• [DATA]:
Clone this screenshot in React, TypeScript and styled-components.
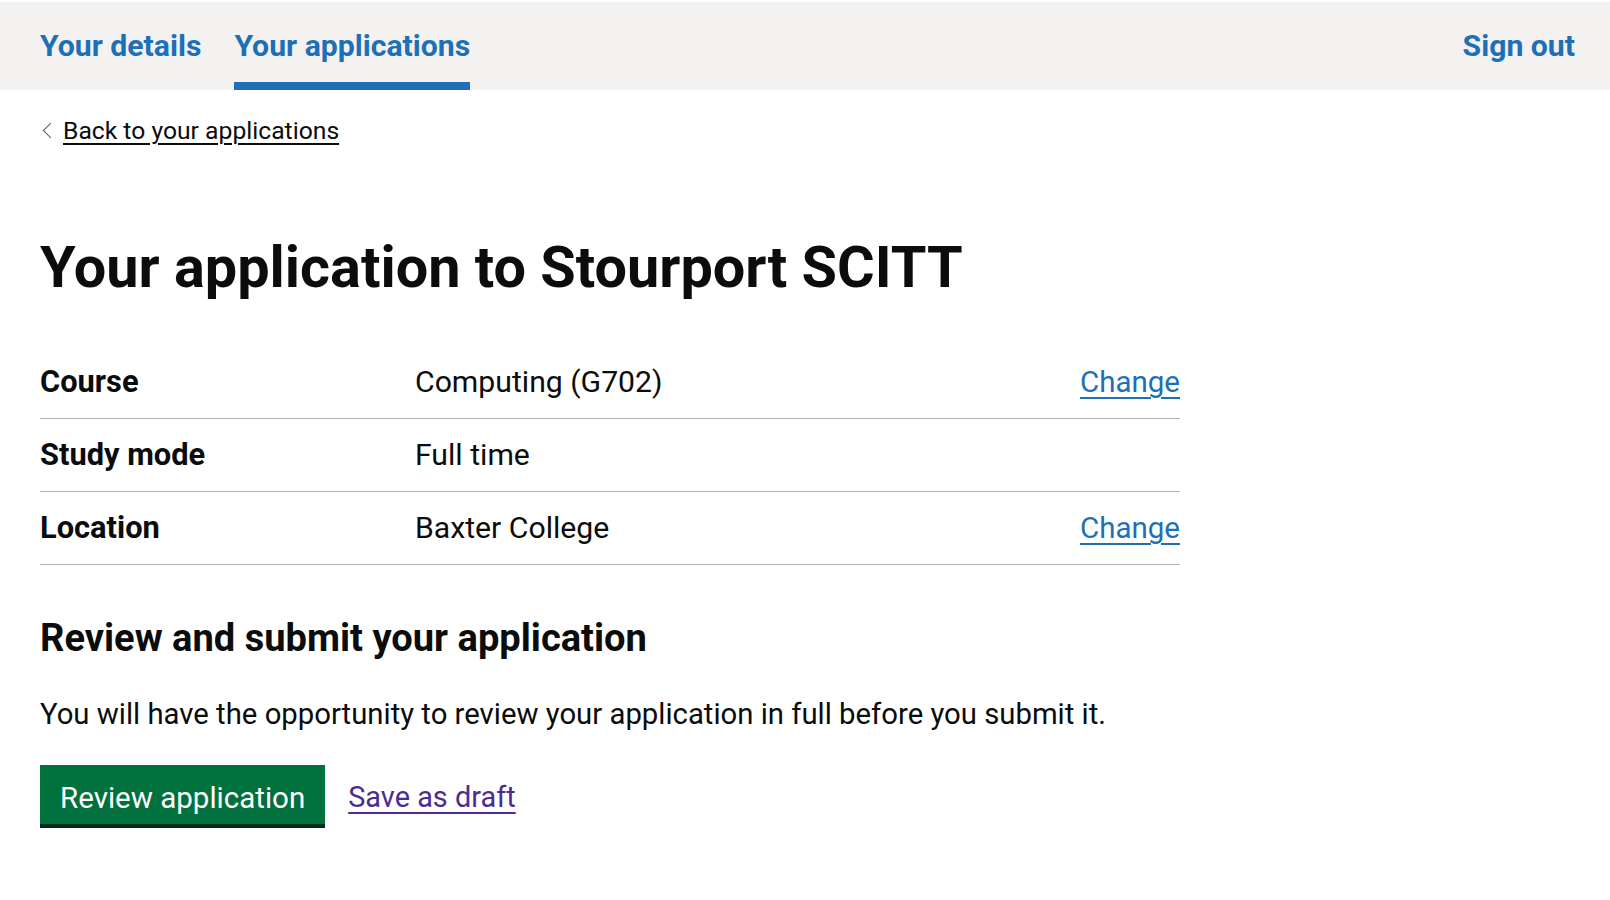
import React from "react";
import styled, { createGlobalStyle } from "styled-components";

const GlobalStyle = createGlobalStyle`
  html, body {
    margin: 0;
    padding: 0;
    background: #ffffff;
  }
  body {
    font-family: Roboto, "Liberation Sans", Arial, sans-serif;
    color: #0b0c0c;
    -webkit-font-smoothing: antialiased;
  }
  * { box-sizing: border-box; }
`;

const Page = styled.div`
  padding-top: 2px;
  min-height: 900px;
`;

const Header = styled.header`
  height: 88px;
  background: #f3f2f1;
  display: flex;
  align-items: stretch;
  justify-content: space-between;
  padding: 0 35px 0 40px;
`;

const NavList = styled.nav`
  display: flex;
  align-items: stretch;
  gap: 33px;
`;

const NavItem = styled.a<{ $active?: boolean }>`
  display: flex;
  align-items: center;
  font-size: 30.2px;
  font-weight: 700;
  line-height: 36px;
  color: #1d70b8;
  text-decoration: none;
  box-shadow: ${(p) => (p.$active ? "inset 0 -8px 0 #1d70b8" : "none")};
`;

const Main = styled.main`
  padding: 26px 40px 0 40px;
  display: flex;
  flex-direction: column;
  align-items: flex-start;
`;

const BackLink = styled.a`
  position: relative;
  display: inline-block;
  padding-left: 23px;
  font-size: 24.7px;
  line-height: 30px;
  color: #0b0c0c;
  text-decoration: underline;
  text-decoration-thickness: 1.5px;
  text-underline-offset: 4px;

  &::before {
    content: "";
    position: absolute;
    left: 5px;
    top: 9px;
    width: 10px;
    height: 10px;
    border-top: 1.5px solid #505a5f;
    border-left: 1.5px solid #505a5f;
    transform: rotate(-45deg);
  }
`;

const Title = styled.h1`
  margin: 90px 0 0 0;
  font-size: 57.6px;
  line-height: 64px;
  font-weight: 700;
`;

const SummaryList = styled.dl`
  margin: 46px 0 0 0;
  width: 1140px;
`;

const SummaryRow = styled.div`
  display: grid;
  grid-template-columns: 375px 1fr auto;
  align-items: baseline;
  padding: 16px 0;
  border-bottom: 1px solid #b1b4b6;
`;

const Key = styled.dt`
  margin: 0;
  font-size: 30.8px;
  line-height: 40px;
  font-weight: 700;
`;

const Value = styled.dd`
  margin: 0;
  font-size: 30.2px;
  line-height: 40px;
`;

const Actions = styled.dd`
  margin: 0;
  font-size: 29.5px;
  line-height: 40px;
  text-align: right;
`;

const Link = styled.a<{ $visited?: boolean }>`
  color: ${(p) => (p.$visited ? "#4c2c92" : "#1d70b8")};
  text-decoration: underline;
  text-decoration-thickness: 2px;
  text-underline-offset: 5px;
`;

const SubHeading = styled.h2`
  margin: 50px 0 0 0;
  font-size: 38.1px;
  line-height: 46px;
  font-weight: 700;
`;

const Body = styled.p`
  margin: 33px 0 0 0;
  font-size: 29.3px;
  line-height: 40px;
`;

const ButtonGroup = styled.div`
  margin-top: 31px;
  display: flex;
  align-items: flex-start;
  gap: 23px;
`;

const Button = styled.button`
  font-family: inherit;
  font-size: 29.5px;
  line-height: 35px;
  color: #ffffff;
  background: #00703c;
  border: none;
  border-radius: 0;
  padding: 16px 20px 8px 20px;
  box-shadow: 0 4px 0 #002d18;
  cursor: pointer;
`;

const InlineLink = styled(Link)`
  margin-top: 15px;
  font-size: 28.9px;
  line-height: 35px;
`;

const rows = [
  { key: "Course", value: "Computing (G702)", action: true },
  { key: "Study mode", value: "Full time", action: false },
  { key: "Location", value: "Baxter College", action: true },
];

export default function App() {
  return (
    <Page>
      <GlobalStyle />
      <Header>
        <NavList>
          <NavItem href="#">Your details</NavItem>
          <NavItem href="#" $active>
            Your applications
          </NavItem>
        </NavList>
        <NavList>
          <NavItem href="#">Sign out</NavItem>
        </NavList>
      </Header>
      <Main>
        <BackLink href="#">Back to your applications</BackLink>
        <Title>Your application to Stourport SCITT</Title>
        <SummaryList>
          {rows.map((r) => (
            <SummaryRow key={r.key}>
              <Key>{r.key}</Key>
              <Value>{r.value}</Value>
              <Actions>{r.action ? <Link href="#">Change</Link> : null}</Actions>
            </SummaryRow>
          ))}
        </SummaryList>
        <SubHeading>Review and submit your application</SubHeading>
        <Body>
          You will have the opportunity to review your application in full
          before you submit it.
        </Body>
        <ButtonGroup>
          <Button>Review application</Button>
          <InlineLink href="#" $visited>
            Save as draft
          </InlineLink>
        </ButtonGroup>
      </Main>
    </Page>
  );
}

• [DIRECTIONS FOR THIS TASK]: Extract all the data above exactly, excluding every picture.

• [ANSWER FOR THE TASK]:
Clone this screenshot in React, TypeScript and styled-components.
import React from "react";
import styled, { createGlobalStyle } from "styled-components";

const GlobalStyle = createGlobalStyle`
  html, body {
    margin: 0;
    padding: 0;
    background: #ffffff;
  }
  body {
    font-family: Roboto, "Liberation Sans", Arial, sans-serif;
    color: #0b0c0c;
    -webkit-font-smoothing: antialiased;
  }
  * { box-sizing: border-box; }
`;

const Page = styled.div`
  padding-top: 2px;
  min-height: 900px;
`;

const Header = styled.header`
  height: 88px;
  background: #f3f2f1;
  display: flex;
  align-items: stretch;
  justify-content: space-between;
  padding: 0 35px 0 40px;
`;

const NavList = styled.nav`
  display: flex;
  align-items: stretch;
  gap: 33px;
`;

const NavItem = styled.a<{ $active?: boolean }>`
  display: flex;
  align-items: center;
  font-size: 30.2px;
  font-weight: 700;
  line-height: 36px;
  color: #1d70b8;
  text-decoration: none;
  box-shadow: ${(p) => (p.$active ? "inset 0 -8px 0 #1d70b8" : "none")};
`;

const Main = styled.main`
  padding: 26px 40px 0 40px;
  display: flex;
  flex-direction: column;
  align-items: flex-start;
`;

const BackLink = styled.a`
  position: relative;
  display: inline-block;
  padding-left: 23px;
  font-size: 24.7px;
  line-height: 30px;
  color: #0b0c0c;
  text-decoration: underline;
  text-decoration-thickness: 1.5px;
  text-underline-offset: 4px;

  &::before {
    content: "";
    position: absolute;
    left: 5px;
    top: 9px;
    width: 10px;
    height: 10px;
    border-top: 1.5px solid #505a5f;
    border-left: 1.5px solid #505a5f;
    transform: rotate(-45deg);
  }
`;

const Title = styled.h1`
  margin: 90px 0 0 0;
  font-size: 57.6px;
  line-height: 64px;
  font-weight: 700;
`;

const SummaryList = styled.dl`
  margin: 46px 0 0 0;
  width: 1140px;
`;

const SummaryRow = styled.div`
  display: grid;
  grid-template-columns: 375px 1fr auto;
  align-items: baseline;
  padding: 16px 0;
  border-bottom: 1px solid #b1b4b6;
`;

const Key = styled.dt`
  margin: 0;
  font-size: 30.8px;
  line-height: 40px;
  font-weight: 700;
`;

const Value = styled.dd`
  margin: 0;
  font-size: 30.2px;
  line-height: 40px;
`;

const Actions = styled.dd`
  margin: 0;
  font-size: 29.5px;
  line-height: 40px;
  text-align: right;
`;

const Link = styled.a<{ $visited?: boolean }>`
  color: ${(p) => (p.$visited ? "#4c2c92" : "#1d70b8")};
  text-decoration: underline;
  text-decoration-thickness: 2px;
  text-underline-offset: 5px;
`;

const SubHeading = styled.h2`
  margin: 50px 0 0 0;
  font-size: 38.1px;
  line-height: 46px;
  font-weight: 700;
`;

const Body = styled.p`
  margin: 33px 0 0 0;
  font-size: 29.3px;
  line-height: 40px;
`;

const ButtonGroup = styled.div`
  margin-top: 31px;
  display: flex;
  align-items: flex-start;
  gap: 23px;
`;

const Button = styled.button`
  font-family: inherit;
  font-size: 29.5px;
  line-height: 35px;
  color: #ffffff;
  background: #00703c;
  border: none;
  border-radius: 0;
  padding: 16px 20px 8px 20px;
  box-shadow: 0 4px 0 #002d18;
  cursor: pointer;
`;

const InlineLink = styled(Link)`
  margin-top: 15px;
  font-size: 28.9px;
  line-height: 35px;
`;

const rows = [
  { key: "Course", value: "Computing (G702)", action: true },
  { key: "Study mode", value: "Full time", action: false },
  { key: "Location", value: "Baxter College", action: true },
];

export default function App() {
  return (
    <Page>
      <GlobalStyle />
      <Header>
        <NavList>
          <NavItem href="#">Your details</NavItem>
          <NavItem href="#" $active>
            Your applications
          </NavItem>
        </NavList>
        <NavList>
          <NavItem href="#">Sign out</NavItem>
        </NavList>
      </Header>
      <Main>
        <BackLink href="#">Back to your applications</BackLink>
        <Title>Your application to Stourport SCITT</Title>
        <SummaryList>
          {rows.map((r) => (
            <SummaryRow key={r.key}>
              <Key>{r.key}</Key>
              <Value>{r.value}</Value>
              <Actions>{r.action ? <Link href="#">Change</Link> : null}</Actions>
            </SummaryRow>
          ))}
        </SummaryList>
        <SubHeading>Review and submit your application</SubHeading>
        <Body>
          You will have the opportunity to review your application in full
          before you submit it.
        </Body>
        <ButtonGroup>
          <Button>Review application</Button>
          <InlineLink href="#" $visited>
            Save as draft
          </InlineLink>
        </ButtonGroup>
      </Main>
    </Page>
  );
}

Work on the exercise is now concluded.